Here are a few of the key issues the Supreme Court will be considering:

Do the First Amendment’s guarantees of freedom of speech and religion protect Jack Phillips from being required by the state of Colorado to use his creative and artistic talents to promote a message in support of same-sex marriage, contrary to his deeply-held religious beliefs?

The larger questions are: do artists’ creations amount to "speech" that is protected from government coercion under the First Amendment? If the answer is "sometimes," where are the lines drawn? Does a wedding cake qualify for protection?

Is the Colorado statute unconstitutional because it is only applied against Christians like Jack, while other bakers and vendors are free to decline business for other types of conscience reasons? If the government has discretion to choose which claims of conscience win, does that give too much discretion to the authorities, and violate the First Amendment?

Oral Argument Scheduled

The U.S. Supreme Court is scheduled to hear oral arguments in this case at 10 a.m., ET, on December 5, 2017. Transcripts and audio recordings of the argument can be found afterwards at the website for the Supreme Court:

How Is This Case Different From Other Wedding Vendor Cases?

It’s undisputed that the First Amendment applies not only to the written or spoken word, but to various types of "expressive" speech. That could involve anything from parades to mimes to sculptures to interpretive dance.  Each of the wedding vendor cases that have arisen under state or local non-discrimination laws involves different types of artistic "expression." In Jack Phillips’ case and others, cakes and decorating are involved. In other cases (florists, wedding photographers, graphic designers, etc.) other forms of "expression" are involved.

Watch to see whether the Supreme Court justices address "expressive speech" only as it affects wedding cake decorating, or whether they discuss more general guidelines that lower courts can apply to the ever-growing list of wedding vendor litigation.

Is This Case At All Like Hobby Lobby?

In 2014, Hobby Lobby won an important religious freedom victory at the Supreme Court which involved another example of government coercion related to Obamacare and forcing religious employers to provide possible abortion-causing contraceptives in company healthcare plans. Could that decision help Jack Phillips’ case?

The answer is probably not directly. Hobby Lobby and the other cases (including Little Sisters of the Poor) were decided in their favor based on the federal statute called The Religious Freedom Restoration Act (RFRA). It’s a statute that complements the First Amendment’s guarantees of religious freedom. Using the balancing test in that statute, the Supreme Court decided that the government regulation at issue could not override the religious conscience objections of the Hobby Lobby owners.

Unfortunately, the federal RFRA does not apply to a state law like Colorado’s. And Colorado is not among the 22 states that have passed their own version of RFRA.

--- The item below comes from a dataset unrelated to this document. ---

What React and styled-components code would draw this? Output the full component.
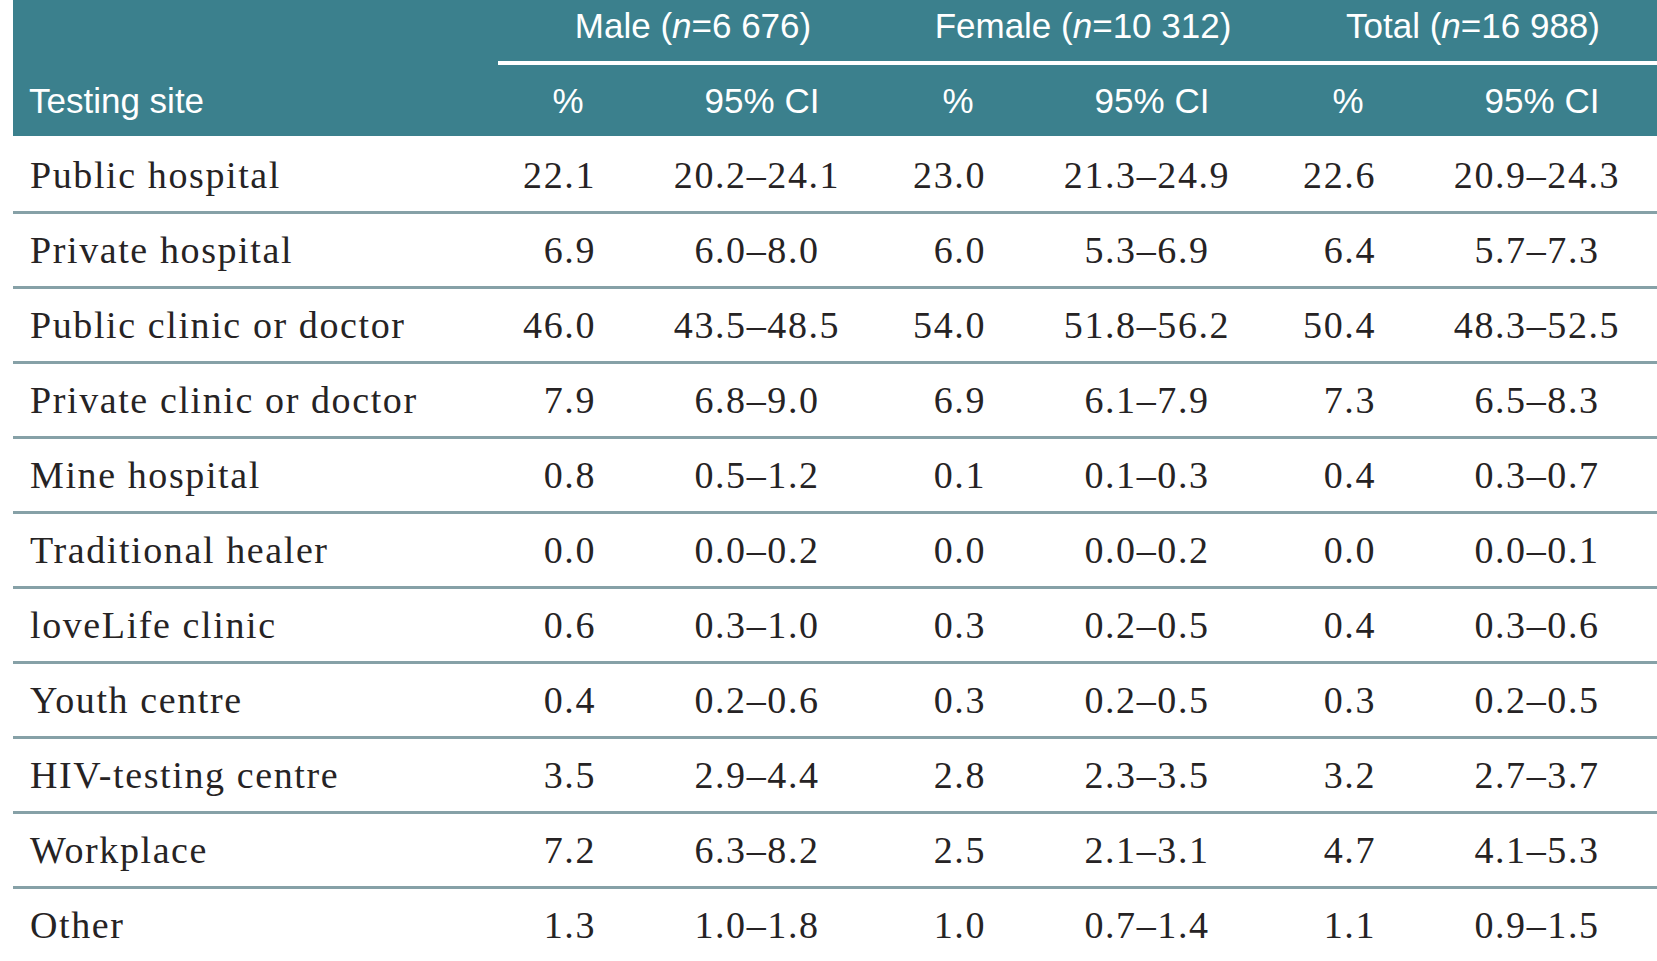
import React from "react";
import styled, { createGlobalStyle } from "styled-components";

const Global = createGlobalStyle`
  html, body { margin: 0; padding: 0; background: #ffffff; overflow: hidden; }
  body { width: 1657px; height: 961px; }
`;

const COLS = "485px 128px 262px 128px 262px 128px 262px";

const Page = styled.div`
  padding-left: 13px;
  width: 1655px;
`;

const Head = styled.div`
  display: grid;
  grid-template-columns: ${COLS};
  grid-template-rows: 65px 71px;
  background: #3b808d;
  color: #ffffff;
  font-family: "Liberation Sans", Arial, sans-serif;
  font-size: 35px;
`;

const GroupTitle = styled.div`
  grid-row: 1;
  grid-column: span 2;
  box-sizing: border-box;
  border-bottom: 4px solid #ffffff;
  display: flex;
  align-items: center;
  justify-content: center;
  padding-bottom: 9px;
  white-space: nowrap;
`;

const Spacer = styled.div`
  grid-row: 1;
`;

const HeadCell = styled.div`
  grid-row: 2;
  display: flex;
  align-items: center;
  justify-content: ${(p) => (p.$left ? "flex-start" : "center")};
  padding-left: ${(p) => p.$pl || 0}px;
  white-space: nowrap;
`;

const Body = styled.div`
  padding-top: 3px;
  font-family: "Liberation Serif", "Times New Roman", serif;
  font-size: 38px;
  letter-spacing: 1.6px;
  color: #262324;
`;

const Row = styled.div`
  display: grid;
  grid-template-columns: ${COLS};
  height: 75px;
  box-sizing: border-box;
  border-bottom: 3px solid ${(p) => (p.$last ? "transparent" : "#86a1a7")};
`;

const Label = styled.div`
  display: flex;
  align-items: center;
  padding-left: 17px;
  white-space: nowrap;
`;

const Pct = styled.div`
  display: flex;
  align-items: center;
  justify-content: flex-end;
  padding-right: 30px;
`;

const CI = styled.div`
  display: flex;
  align-items: center;
  justify-content: center;
  white-space: nowrap;
`;

const rows = [
  ["Public hospital", "22.1", "20.2–24.1", "23.0", "21.3–24.9", "22.6", "20.9–24.3"],
  ["Private hospital", "6.9", "6.0–8.0", "6.0", "5.3–6.9", "6.4", "5.7–7.3"],
  ["Public clinic or doctor", "46.0", "43.5–48.5", "54.0", "51.8–56.2", "50.4", "48.3–52.5"],
  ["Private clinic or doctor", "7.9", "6.8–9.0", "6.9", "6.1–7.9", "7.3", "6.5–8.3"],
  ["Mine hospital", "0.8", "0.5–1.2", "0.1", "0.1–0.3", "0.4", "0.3–0.7"],
  ["Traditional healer", "0.0", "0.0–0.2", "0.0", "0.0–0.2", "0.0", "0.0–0.1"],
  ["loveLife clinic", "0.6", "0.3–1.0", "0.3", "0.2–0.5", "0.4", "0.3–0.6"],
  ["Youth centre", "0.4", "0.2–0.6", "0.3", "0.2–0.5", "0.3", "0.2–0.5"],
  ["HIV-testing centre", "3.5", "2.9–4.4", "2.8", "2.3–3.5", "3.2", "2.7–3.7"],
  ["Workplace", "7.2", "6.3–8.2", "2.5", "2.1–3.1", "4.7", "4.1–5.3"],
  ["Other", "1.3", "1.0–1.8", "1.0", "0.7–1.4", "1.1", "0.9–1.5"],
];

const groups = [
  ["Male", "6 676"],
  ["Female", "10 312"],
  ["Total", "16 988"],
];

export default function App() {
  return (
    <Page>
      <Global />
      <Head>
        <Spacer />
        {groups.map(([g, n]) => (
          <GroupTitle key={g}>
            {g}&nbsp;(<i>n</i>={n})
          </GroupTitle>
        ))}
        <HeadCell $left $pl={16}>Testing site</HeadCell>
        {groups.map(([g]) => (
          <React.Fragment key={g}>
            <HeadCell $pl={12}>%</HeadCell>
            <HeadCell $pl={10}>95% CI</HeadCell>
          </React.Fragment>
        ))}
      </Head>
      <Body>
        {rows.map((r, i) => (
          <Row key={r[0]} $last={i === rows.length - 1}>
            <Label>{r[0]}</Label>
            <Pct>{r[1]}</Pct>
            <CI>{r[2]}</CI>
            <Pct>{r[3]}</Pct>
            <CI>{r[4]}</CI>
            <Pct>{r[5]}</Pct>
            <CI>{r[6]}</CI>
          </Row>
        ))}
      </Body>
    </Page>
  );
}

So, the Masterpiece Cakeshop decision will hinge on previous Supreme Court cases known as "precedents" decided under the First Amendment, and how they would apply to the specific facts of this case. The arguments will include both speech and religious freedom components.

However, the Hobby Lobby decision could help Phillips indirectly in that it’s a recent decision of the Court in which religious freedom was supported and defended by a majority of the Court’s justices. As such, it will be fresh on the minds of the justices that government coercion of religious conscience contradicts our country’s deepest values, and is permissible only for the narrowest of causes.

When Is A Decision Likely?

It’s always hard to predict when a blockbuster case like this one will be decided and an opinion published. Typically, it could take the Court anywhere from 2 to 4 months to issue an opinion. But this case is not typical, and the decision is expected to be close, possibly a 5-4 vote, with several dissenting and concurring opinions accompanying the main opinion. In such circumstances, it may take longer for the Court to hand down its official decision.